BACKUP on OpenVMS is sensitive to the process quotas and (when quotas are tuned correctly, and dependent on the particular setting of /LOAD on recent versions of BACKUP on OpenVMS) can consume an entire processor; it'll drive a tape drive at pretty close to its theoretical limit. The usual limits are then I/O bandwidth, I/O contention or (commonly) disk fragmentation.

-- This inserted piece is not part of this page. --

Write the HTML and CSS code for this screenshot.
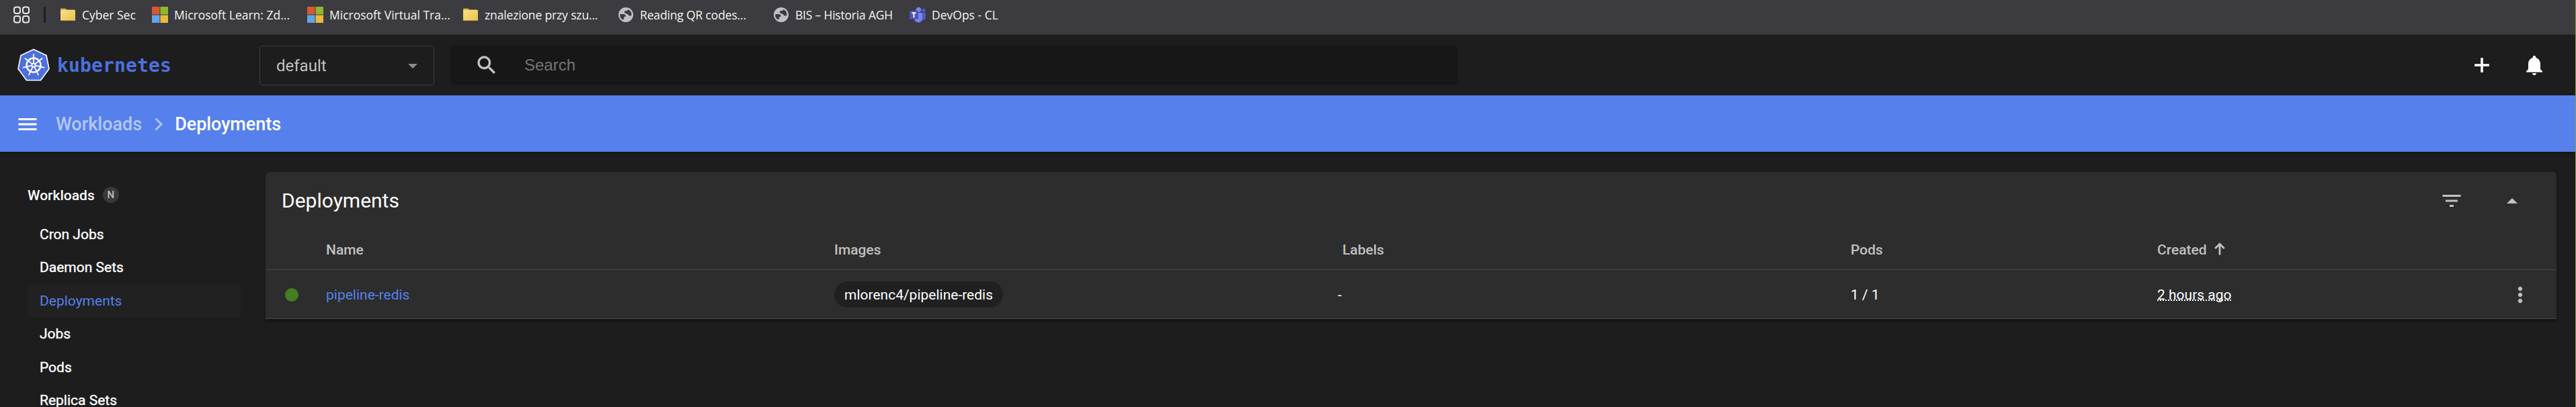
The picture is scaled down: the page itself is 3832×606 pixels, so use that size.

http://labs.hoffmanlabs.com/node/49

I'd expect Oracle also has quota recommendations.
marsh_1
Honored Contributor

Re: D2D backup solutions for VMS

hi,

which one you pick depends on your needs :-

disk to disk backup - requires an application outage , just purchase disks so is the cheaper option and simplest to implement

shadowing - virtually no application outage, requires disks and software license so is the more expensive and complex option.

fwiw

Hoff
Honored Contributor

Re: D2D backup solutions for VMS

> Am i correct in assuming our current 185Gb of data could be restored on raid5 is 58mbs eg take about 45 minutes?

Consider fully testing your recovery path. That testing will also and entirely incidentally tell you how long the process requires. And more critical than the elapsed time required, whether the particular recovery produces a functional result.
marsh_1
Honored Contributor

Re: D2D backup solutions for VMS

hi,

those figures are test lab results, so they are possible but as hoff has stated the only way to find out your 'real-world' figures is to test the solution fully.

fwiw

robert70
Valued Contributor

Re: D2D backup solutions for VMS

many thanks
Hoff
Honored Contributor

Re: D2D backup solutions for VMS

nb: RAID-5 engenders massive I/O loading during spindle recovery, and is also surprisingly often clobbered by double-spindle failures; empirical data shows the spindle failure rates spike to 4x normal during a RAID-5 recovery.

http://labs.hoffmanlabs.com/node/410
http://labs.hoffmanlabs.com/node/93

Having looked at the costs of the disk spindles and at the data around error rates, it's been years since I've configured RAID-5 anywhere.